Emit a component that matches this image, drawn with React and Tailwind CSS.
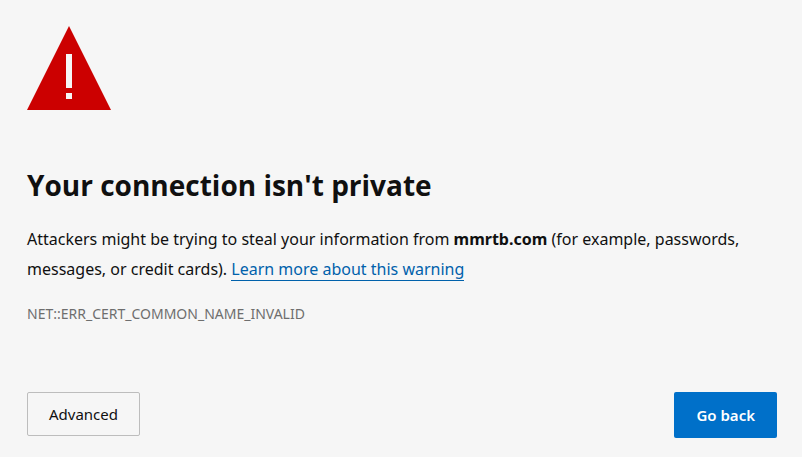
import { useState } from "react";

function WarningIcon() {
  return (
    <svg width="84" height="84" viewBox="0 0 84 84" role="img" aria-label="Warning">
      <path d="M42 0 L84 84 H0 Z" fill="#cc0000" />
      <rect x="39" y="28" width="6" height="34" fill="#f6f6f6" />
      <rect x="39" y="67" width="6" height="6" fill="#f6f6f6" />
    </svg>
  );
}

function App() {
  const [advanced, setAdvanced] = useState(false);

  return (
    <main className="min-h-screen bg-[#f6f6f6] pt-[26px] pr-[25px] pb-5 pl-[27px] font-['Noto_Sans',sans-serif] text-[#101010]">
      <WarningIcon />

      <h1 className="mt-14 font-['Open_Sans',sans-serif] text-[28px] leading-[38px] font-bold">
        Your connection isn't private
      </h1>

      <p className="mt-5 text-base leading-[30px]">
        Attackers might be trying to steal your information from <strong>mmrtb.com</strong> (for example, passwords,
        messages, or credit cards).{" "}
        <a href="#learn-more" className="border-b border-[#0061ab] text-[#0061ab]">
          Learn more about this warning
        </a>
      </p>

      <p className="mt-[18px] text-sm leading-6 text-[#6e6e6e]">NET::ERR_CERT_COMMON_NAME_INVALID</p>

      <div className="mt-[66px] flex items-start justify-between">
        <button
          type="button"
          aria-expanded={advanced}
          onClick={() => setAdvanced(!advanced)}
          className="h-11 rounded-xs border border-[#bdbdbd] px-[21px] text-[15px]"
        >
          Advanced
        </button>
        <button
          type="button"
          onClick={() => window.history.back()}
          className="h-[46px] rounded-xs bg-[#0070c9] px-[22px] text-[15px] font-semibold text-white"
        >
          Go back
        </button>
      </div>
    </main>
  );
}

export default App;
•••••
WHAT THIS TASK INVOLVES: Every line of the material is to be quoted exactly, with no pictures carried over.

RESPONSE TO THE EXERCISE:
Emit a component that matches this image, drawn with React and Tailwind CSS.
import { useState } from "react";

function WarningIcon() {
  return (
    <svg width="84" height="84" viewBox="0 0 84 84" role="img" aria-label="Warning">
      <path d="M42 0 L84 84 H0 Z" fill="#cc0000" />
      <rect x="39" y="28" width="6" height="34" fill="#f6f6f6" />
      <rect x="39" y="67" width="6" height="6" fill="#f6f6f6" />
    </svg>
  );
}

function App() {
  const [advanced, setAdvanced] = useState(false);

  return (
    <main className="min-h-screen bg-[#f6f6f6] pt-[26px] pr-[25px] pb-5 pl-[27px] font-['Noto_Sans',sans-serif] text-[#101010]">
      <WarningIcon />

      <h1 className="mt-14 font-['Open_Sans',sans-serif] text-[28px] leading-[38px] font-bold">
        Your connection isn't private
      </h1>

      <p className="mt-5 text-base leading-[30px]">
        Attackers might be trying to steal your information from <strong>mmrtb.com</strong> (for example, passwords,
        messages, or credit cards).{" "}
        <a href="#learn-more" className="border-b border-[#0061ab] text-[#0061ab]">
          Learn more about this warning
        </a>
      </p>

      <p className="mt-[18px] text-sm leading-6 text-[#6e6e6e]">NET::ERR_CERT_COMMON_NAME_INVALID</p>

      <div className="mt-[66px] flex items-start justify-between">
        <button
          type="button"
          aria-expanded={advanced}
          onClick={() => setAdvanced(!advanced)}
          className="h-11 rounded-xs border border-[#bdbdbd] px-[21px] text-[15px]"
        >
          Advanced
        </button>
        <button
          type="button"
          onClick={() => window.history.back()}
          className="h-[46px] rounded-xs bg-[#0070c9] px-[22px] text-[15px] font-semibold text-white"
        >
          Go back
        </button>
      </div>
    </main>
  );
}

export default App;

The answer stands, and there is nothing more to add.